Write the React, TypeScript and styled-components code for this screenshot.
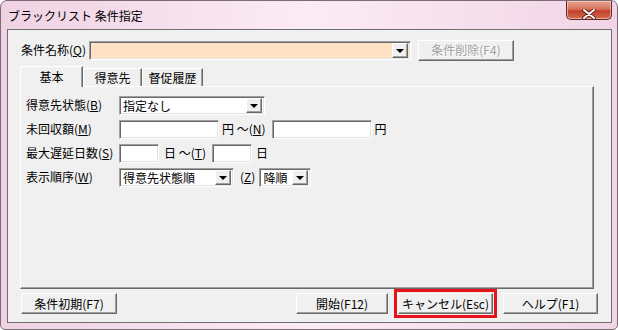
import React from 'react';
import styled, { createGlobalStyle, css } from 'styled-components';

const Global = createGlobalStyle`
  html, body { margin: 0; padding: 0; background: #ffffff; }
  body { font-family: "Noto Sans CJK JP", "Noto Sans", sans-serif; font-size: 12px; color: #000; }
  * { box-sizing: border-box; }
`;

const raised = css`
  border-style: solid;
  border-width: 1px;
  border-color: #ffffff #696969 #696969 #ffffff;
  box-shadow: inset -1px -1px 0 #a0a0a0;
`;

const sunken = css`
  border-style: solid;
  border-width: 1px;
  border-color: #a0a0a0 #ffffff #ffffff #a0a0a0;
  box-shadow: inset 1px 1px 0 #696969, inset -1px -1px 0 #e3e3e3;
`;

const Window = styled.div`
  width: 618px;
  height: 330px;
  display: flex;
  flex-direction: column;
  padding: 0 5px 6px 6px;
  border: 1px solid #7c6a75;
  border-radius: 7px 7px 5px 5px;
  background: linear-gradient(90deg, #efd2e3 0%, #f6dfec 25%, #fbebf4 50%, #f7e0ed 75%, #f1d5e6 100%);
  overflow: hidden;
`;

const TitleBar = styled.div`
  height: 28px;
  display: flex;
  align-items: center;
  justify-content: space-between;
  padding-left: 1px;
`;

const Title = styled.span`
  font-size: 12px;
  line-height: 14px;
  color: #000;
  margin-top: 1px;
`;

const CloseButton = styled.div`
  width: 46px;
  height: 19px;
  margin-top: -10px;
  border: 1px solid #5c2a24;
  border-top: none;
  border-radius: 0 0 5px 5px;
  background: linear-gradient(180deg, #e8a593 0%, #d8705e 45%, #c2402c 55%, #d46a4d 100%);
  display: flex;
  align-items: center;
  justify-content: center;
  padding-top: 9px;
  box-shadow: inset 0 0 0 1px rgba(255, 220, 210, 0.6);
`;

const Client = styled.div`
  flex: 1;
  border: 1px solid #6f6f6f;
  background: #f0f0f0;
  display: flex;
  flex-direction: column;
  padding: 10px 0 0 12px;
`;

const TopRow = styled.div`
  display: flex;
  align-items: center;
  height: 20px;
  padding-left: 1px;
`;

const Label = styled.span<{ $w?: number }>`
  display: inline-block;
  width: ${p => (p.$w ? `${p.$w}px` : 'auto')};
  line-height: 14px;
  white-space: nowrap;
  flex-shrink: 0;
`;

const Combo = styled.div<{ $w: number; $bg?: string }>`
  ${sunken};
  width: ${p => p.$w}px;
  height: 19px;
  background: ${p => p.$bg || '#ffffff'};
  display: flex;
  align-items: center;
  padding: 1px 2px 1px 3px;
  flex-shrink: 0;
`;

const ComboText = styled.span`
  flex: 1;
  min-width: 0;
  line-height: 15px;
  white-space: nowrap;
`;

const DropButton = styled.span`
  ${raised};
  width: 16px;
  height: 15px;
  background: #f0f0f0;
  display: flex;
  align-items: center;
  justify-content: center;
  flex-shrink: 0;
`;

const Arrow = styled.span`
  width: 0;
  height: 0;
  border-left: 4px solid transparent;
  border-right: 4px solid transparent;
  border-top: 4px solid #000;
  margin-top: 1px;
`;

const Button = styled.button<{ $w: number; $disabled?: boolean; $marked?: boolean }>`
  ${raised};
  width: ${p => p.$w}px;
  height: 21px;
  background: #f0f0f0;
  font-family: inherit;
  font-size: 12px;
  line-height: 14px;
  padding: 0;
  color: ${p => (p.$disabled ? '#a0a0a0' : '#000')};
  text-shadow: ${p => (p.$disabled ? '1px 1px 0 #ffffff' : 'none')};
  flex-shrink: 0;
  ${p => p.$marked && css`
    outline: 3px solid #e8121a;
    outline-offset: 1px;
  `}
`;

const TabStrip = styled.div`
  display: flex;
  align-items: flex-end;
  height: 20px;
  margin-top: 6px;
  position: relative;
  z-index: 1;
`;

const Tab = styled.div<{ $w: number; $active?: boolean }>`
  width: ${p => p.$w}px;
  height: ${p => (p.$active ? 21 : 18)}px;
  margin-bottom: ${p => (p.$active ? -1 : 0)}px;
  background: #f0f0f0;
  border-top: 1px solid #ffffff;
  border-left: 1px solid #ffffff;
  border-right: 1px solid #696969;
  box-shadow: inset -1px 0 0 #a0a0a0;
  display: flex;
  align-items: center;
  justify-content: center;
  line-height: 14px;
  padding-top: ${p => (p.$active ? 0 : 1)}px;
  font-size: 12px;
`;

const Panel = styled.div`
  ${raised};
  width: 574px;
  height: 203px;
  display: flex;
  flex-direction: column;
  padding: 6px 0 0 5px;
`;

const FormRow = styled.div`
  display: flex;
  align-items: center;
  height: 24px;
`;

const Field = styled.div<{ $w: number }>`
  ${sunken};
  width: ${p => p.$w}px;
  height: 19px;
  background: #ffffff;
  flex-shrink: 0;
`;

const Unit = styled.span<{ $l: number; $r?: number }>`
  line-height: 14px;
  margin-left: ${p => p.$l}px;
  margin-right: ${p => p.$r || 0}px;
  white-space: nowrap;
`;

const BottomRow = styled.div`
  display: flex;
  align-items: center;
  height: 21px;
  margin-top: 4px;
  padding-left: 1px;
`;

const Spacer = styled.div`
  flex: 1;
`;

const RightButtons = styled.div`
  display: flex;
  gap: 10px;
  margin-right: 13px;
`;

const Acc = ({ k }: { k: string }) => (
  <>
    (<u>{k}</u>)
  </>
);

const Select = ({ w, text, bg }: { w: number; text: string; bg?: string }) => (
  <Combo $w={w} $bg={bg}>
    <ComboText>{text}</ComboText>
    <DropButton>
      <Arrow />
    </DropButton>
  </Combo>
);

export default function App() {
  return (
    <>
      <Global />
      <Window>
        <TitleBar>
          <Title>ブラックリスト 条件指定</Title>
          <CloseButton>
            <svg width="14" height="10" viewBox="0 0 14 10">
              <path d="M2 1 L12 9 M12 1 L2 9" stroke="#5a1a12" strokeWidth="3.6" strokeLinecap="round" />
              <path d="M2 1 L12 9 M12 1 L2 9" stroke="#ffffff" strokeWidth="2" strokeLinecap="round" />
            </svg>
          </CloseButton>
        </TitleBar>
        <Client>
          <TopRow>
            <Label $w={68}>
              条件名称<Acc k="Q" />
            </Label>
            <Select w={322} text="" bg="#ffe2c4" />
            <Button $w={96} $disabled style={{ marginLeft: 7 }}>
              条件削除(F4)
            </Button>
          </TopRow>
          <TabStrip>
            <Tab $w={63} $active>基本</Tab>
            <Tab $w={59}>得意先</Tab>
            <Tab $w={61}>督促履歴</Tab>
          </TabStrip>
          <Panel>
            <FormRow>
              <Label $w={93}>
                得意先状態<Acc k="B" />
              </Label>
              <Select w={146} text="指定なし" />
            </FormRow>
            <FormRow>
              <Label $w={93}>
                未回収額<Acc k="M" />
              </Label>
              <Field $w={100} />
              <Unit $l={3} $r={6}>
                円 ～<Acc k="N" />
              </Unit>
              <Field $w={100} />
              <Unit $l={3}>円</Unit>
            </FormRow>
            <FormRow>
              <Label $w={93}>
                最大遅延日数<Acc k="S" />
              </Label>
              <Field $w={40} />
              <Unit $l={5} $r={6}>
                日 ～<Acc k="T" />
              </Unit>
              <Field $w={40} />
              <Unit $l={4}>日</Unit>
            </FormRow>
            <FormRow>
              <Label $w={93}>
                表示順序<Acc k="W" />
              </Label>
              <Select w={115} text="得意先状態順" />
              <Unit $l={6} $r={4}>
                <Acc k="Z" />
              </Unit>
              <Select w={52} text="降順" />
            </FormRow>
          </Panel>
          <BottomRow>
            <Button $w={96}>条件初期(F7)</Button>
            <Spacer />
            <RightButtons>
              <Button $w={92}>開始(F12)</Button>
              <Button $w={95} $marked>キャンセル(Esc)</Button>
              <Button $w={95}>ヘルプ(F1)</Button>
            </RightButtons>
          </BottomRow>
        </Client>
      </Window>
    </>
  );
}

+++

> [JOB] Identify lines with the string "React". Copy each one.

> [EXERCISE SOLUTION]
Write the React, TypeScript and styled-components code for this screenshot.
import React from 'react';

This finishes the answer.